BEGIN

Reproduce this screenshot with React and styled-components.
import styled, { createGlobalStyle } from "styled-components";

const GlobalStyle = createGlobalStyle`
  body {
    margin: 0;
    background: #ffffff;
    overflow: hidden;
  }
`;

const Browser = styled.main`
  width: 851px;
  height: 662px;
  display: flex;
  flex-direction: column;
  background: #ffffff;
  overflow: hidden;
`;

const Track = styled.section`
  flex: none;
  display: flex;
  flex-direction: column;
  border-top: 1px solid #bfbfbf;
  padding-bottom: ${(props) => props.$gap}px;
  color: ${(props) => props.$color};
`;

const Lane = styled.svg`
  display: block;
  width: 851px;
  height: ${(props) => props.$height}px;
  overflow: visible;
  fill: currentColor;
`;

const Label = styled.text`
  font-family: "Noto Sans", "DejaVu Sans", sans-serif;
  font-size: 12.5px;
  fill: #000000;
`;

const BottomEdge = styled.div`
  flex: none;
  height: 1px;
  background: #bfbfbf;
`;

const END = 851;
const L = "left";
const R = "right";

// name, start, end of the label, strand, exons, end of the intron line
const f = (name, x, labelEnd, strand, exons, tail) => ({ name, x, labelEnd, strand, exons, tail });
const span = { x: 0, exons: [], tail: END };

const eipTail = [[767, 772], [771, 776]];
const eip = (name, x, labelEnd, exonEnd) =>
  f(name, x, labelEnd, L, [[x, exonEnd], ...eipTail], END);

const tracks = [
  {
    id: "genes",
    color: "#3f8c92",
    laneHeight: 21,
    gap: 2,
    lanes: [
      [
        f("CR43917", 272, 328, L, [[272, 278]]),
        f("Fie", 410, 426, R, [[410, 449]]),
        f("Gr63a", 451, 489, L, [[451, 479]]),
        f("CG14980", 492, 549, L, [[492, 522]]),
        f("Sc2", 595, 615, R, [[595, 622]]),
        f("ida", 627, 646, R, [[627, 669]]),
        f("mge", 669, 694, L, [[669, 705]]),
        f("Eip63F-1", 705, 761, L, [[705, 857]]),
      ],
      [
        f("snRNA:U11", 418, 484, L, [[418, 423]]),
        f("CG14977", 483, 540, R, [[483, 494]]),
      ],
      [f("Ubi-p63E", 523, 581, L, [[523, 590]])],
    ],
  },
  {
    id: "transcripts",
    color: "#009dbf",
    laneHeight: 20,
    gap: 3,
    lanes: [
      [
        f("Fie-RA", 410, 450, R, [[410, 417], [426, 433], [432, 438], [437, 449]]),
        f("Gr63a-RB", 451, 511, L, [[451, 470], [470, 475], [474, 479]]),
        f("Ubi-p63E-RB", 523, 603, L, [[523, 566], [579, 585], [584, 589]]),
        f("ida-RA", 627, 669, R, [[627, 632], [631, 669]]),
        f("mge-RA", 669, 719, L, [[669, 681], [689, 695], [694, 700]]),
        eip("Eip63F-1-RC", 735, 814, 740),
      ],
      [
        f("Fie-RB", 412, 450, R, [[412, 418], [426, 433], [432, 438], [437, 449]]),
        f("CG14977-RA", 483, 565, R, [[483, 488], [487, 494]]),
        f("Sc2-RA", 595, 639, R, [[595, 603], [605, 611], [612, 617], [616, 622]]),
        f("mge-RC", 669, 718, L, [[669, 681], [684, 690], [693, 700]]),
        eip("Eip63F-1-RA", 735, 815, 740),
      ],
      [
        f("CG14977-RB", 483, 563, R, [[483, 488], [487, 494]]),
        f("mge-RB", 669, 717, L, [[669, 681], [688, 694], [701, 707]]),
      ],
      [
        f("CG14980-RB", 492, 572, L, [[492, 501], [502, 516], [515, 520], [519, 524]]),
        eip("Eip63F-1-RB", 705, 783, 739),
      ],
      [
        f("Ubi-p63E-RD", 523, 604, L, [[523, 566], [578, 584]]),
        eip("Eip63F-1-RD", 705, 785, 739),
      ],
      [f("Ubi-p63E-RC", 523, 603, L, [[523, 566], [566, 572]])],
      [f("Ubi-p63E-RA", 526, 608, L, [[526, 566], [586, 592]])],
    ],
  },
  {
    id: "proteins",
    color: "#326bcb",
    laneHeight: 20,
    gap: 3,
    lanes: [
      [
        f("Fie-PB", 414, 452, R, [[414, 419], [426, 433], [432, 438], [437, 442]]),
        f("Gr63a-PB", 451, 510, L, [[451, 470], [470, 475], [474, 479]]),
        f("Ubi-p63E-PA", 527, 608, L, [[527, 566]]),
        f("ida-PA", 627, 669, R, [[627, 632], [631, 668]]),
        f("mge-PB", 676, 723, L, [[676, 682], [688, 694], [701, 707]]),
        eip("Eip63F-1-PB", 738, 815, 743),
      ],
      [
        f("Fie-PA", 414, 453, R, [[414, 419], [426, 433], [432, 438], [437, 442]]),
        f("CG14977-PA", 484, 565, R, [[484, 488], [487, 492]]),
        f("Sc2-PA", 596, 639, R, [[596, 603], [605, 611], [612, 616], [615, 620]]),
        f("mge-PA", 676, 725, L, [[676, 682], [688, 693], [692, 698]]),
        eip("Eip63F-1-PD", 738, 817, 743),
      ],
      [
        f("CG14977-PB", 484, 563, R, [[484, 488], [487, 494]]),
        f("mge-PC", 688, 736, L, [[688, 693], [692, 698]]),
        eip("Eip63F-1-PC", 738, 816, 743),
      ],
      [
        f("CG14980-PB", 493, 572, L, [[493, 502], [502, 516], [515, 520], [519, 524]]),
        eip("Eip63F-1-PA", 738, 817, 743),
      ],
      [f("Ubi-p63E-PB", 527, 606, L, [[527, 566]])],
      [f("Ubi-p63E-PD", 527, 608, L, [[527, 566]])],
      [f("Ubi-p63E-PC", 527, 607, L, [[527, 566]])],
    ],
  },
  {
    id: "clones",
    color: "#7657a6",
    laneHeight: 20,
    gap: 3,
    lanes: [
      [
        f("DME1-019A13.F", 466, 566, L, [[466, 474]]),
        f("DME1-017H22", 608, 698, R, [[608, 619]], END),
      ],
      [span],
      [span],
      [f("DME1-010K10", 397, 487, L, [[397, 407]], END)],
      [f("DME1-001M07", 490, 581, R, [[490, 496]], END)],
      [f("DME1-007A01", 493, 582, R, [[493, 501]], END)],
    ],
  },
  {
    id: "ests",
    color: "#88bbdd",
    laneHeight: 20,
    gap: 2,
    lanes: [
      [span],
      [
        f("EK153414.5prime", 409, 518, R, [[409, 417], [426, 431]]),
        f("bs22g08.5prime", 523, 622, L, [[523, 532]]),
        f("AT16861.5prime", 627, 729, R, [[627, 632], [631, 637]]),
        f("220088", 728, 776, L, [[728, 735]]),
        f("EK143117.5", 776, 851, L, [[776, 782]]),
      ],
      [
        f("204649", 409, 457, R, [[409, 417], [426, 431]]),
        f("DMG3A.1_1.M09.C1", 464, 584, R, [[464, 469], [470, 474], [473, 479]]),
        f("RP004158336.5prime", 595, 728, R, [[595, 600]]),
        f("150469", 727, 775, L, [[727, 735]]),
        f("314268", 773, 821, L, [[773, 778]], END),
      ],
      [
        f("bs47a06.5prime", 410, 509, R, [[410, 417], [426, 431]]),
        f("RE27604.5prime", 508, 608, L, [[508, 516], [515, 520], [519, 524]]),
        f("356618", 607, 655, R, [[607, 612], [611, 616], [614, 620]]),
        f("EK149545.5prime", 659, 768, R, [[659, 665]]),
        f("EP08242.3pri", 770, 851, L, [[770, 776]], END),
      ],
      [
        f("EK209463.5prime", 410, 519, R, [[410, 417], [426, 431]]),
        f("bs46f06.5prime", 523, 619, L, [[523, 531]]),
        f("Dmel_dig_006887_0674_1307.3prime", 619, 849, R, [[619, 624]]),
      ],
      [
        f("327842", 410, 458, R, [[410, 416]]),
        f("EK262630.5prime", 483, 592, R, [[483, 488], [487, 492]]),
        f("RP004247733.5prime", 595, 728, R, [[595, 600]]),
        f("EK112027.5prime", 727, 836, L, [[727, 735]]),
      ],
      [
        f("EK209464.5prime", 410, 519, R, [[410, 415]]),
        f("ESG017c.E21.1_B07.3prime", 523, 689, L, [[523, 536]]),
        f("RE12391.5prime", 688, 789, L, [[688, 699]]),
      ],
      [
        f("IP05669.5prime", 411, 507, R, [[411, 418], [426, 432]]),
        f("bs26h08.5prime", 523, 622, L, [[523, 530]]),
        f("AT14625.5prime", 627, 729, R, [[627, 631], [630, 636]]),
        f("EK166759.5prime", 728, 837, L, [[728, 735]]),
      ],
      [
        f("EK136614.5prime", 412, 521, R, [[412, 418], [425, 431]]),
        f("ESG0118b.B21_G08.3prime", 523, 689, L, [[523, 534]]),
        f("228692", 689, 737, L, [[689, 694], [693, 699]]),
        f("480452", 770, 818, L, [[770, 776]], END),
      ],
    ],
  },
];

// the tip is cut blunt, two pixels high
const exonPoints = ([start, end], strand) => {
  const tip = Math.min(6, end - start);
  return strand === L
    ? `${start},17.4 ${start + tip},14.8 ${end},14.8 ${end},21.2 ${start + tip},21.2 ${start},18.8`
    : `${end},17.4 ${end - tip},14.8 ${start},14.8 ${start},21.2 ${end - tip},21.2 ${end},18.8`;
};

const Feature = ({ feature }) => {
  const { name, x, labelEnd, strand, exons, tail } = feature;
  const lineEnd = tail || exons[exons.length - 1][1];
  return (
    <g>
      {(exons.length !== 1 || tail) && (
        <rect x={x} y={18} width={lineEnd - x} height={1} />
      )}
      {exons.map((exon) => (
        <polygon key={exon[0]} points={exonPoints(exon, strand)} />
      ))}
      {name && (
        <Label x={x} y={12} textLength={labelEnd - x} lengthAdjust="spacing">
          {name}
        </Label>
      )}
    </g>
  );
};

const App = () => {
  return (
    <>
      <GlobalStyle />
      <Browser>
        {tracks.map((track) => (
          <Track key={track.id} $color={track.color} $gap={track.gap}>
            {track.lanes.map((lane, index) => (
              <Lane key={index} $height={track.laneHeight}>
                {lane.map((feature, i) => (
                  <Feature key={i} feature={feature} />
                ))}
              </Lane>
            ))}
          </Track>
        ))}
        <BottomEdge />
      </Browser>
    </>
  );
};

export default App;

END

§ What you will do: Write down every line of the data above that includes the string "components".

§ Written answer:
Reproduce this screenshot with React and styled-components.
import styled, { createGlobalStyle } from "styled-components";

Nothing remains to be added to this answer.